Let $m,x,y$ be integers with $m$ positive and odd.
It seems to me that $\dfrac{x^m + y^m}{x+y}$ will always have an odd number of terms.
Here's my reasoning:
$\dfrac{x^m + y^m}{x+y} = \left(x^{m-1} + y^{m-1}\right) - \left(x^{m-2}y + xy^{m-2}\right) + \left(x^{m-3}y^2 + x^2y^{m-3}\right) + \dots + (-1)^{\frac{m-1}{2}}x^{\frac{m-1}{2}}y^{\frac{m-1}{2}}$
All but the last term come in pairs so the total number of terms is odd.
Examples of this are:
$\dfrac{x^3 + y^3}{x+y} = x^2 + y^2 - xy$
$\dfrac{x^5 + y^5}{x+y} = (x^4 + y^4) - (x^3y + xy^3) + x^2y^2$
Am I right?
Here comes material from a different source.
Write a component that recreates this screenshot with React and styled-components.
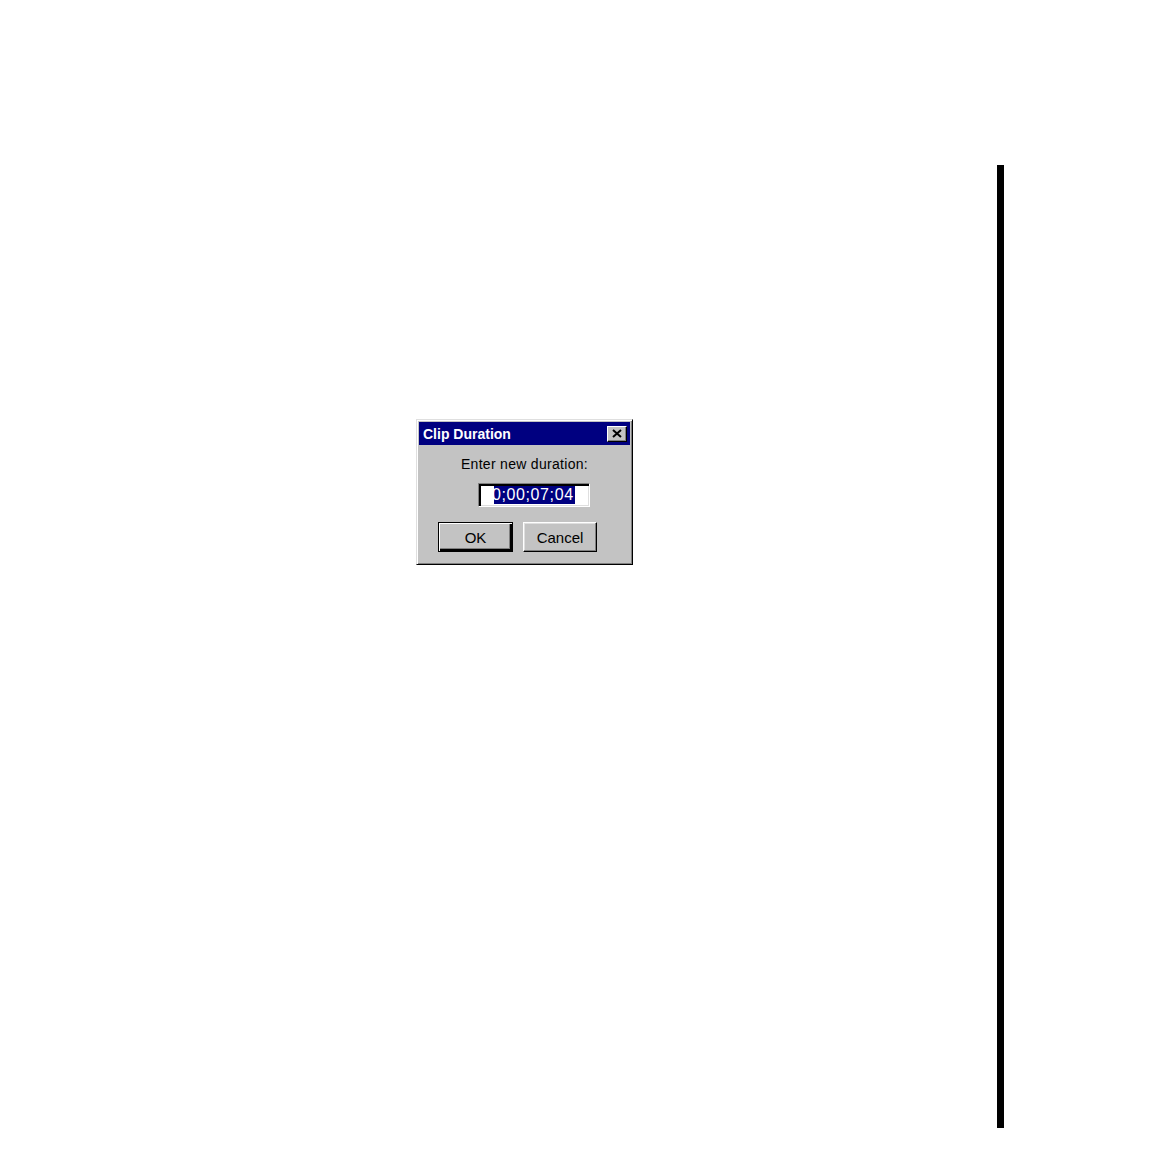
import React from 'react';
import styled, {createGlobalStyle} from 'styled-components';

const GlobalStyle = createGlobalStyle`
    html, body {
        margin: 0;
        padding: 0;
        background: #ffffff;
        font-family: "Liberation Sans", Arial, sans-serif;
    }
`

const Page = styled.div`
    width: 1152px;
    height: 1152px;
    display: flex;
    align-items: flex-start;
    padding-top: 165px;
    box-sizing: border-box;
`

const Content = styled.div`
    width: 997px;
    padding: 254px 0 0 416px;
    box-sizing: border-box;
`

const EdgeBar = styled.div`
    width: 7px;
    height: 963px;
    background: #000000;
`

const Dialog = styled.div`
    width: 217px;
    height: 146px;
    box-sizing: border-box;
    background: #c3c3c3;
    border: 1px solid;
    border-color: #dfdfdf #000000 #000000 #dfdfdf;
    box-shadow: inset 1px 1px 0 #ffffff, inset -1px -1px 0 #808080;
    padding: 2px;
    display: flex;
    flex-direction: column;
`

const TitleBar = styled.div`
    height: 23px;
    background: #000080;
    color: #ffffff;
    font-weight: bold;
    font-size: 14px;
    display: flex;
    align-items: center;
    justify-content: space-between;
    padding: 0 3px 0 4px;
`

const CloseButton = styled.div`
    width: 20px;
    height: 16px;
    box-sizing: border-box;
    background: #c3c3c3;
    border: 1px solid;
    border-color: #ffffff #000000 #000000 #ffffff;
    box-shadow: inset -1px -1px 0 #808080;
    display: flex;
    align-items: center;
    justify-content: center;
`

const Body = styled.div`
    display: flex;
    flex-direction: column;
    padding-top: 10px;
`

const Label = styled.div`
    font-size: 14px;
    letter-spacing: 0.3px;
    color: #000000;
    text-align: center;
    height: 18px;
    line-height: 18px;
`

const Field = styled.div`
    margin: 10px 0 0 59px;
    width: 112px;
    height: 24px;
    box-sizing: border-box;
    background: #ffffff;
    border: 1px solid;
    border-color: #808080 #ffffff #ffffff #808080;
    box-shadow: inset 2px 2px 0 #000000, inset -1px -1px 0 #dfdfdf;
    display: flex;
    align-items: center;
    padding-left: 15px;
`

const FieldClip = styled.div`
    overflow: hidden;
    width: 84px;
    height: 18px;
`

const Selected = styled.span`
    display: inline-block;
    margin-left: -2px;
    padding: 0 1px 0 0;
    height: 18px;
    line-height: 18px;
    background: #000080;
    color: #ffffff;
    font-size: 16px;
    letter-spacing: 0.6px;
`

const ButtonRow = styled.div`
    display: flex;
    gap: 10px;
    margin: 15px 0 0 19px;
`

const Button = styled.div`
    width: ${p => p.$default ? '75px' : '74px'};
    height: 30px;
    box-sizing: border-box;
    background: #c3c3c3;
    border: 1px solid;
    border-color: ${p => p.$default ? '#000000' : '#ffffff #000000 #000000 #ffffff'};
    box-shadow: ${p => p.$default
        ? 'inset 1px 1px 0 #ffffff, inset -2px -2px 0 #000000, inset -3px -3px 0 #808080'
        : 'inset -1px -1px 0 #808080, inset 1px 1px 0 #dfdfdf'};
    font-size: 15px;
    color: #000000;
    display: flex;
    align-items: center;
    justify-content: center;
`

export default function App() {
    return (
        <>
            <GlobalStyle/>
            <Page>
                <Content>
                    <Dialog>
                        <TitleBar>
                            <span>Clip Duration</span>
                            <CloseButton>
                                <svg width="10" height="9" viewBox="0 0 10 9">
                                    <path d="M1 1 L9 8 M9 1 L1 8" stroke="#000" strokeWidth="2"/>
                                </svg>
                            </CloseButton>
                        </TitleBar>
                        <Body>
                            <Label>Enter new duration:</Label>
                            <Field>
                                <FieldClip>
                                    <Selected>0;00;07;04</Selected>
                                </FieldClip>
                            </Field>
                            <ButtonRow>
                                <Button $default>OK</Button>
                                <Button>Cancel</Button>
                            </ButtonRow>
                        </Body>
                    </Dialog>
                </Content>
                <EdgeBar/>
            </Page>
        </>
    );
}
If so, what would be a standard way to prove this?
Thanks very much,
-Larry
You can really reduce to $$ \frac{1 + z^{m}}{1+z}, $$ by setting $z = y/x$.
And then, yes, if $m$ is odd there is the identity $$ z^{m} + 1 = (z+1)(z^{m-1} - z^{m-2} + \dots + (-1)^{k} z^{k} + \dots - z + 1), $$ which you can see dividing $z^{m} + 1$ by $z+1$, using induction in case $$ z^{m} + 1 = z^{m} - z^{m-2} + z^{m-2} + 1 = (z^{m-1} - z^{m-2}) (z + 1) + z^{m-2} + 1, $$ for $m > 1$.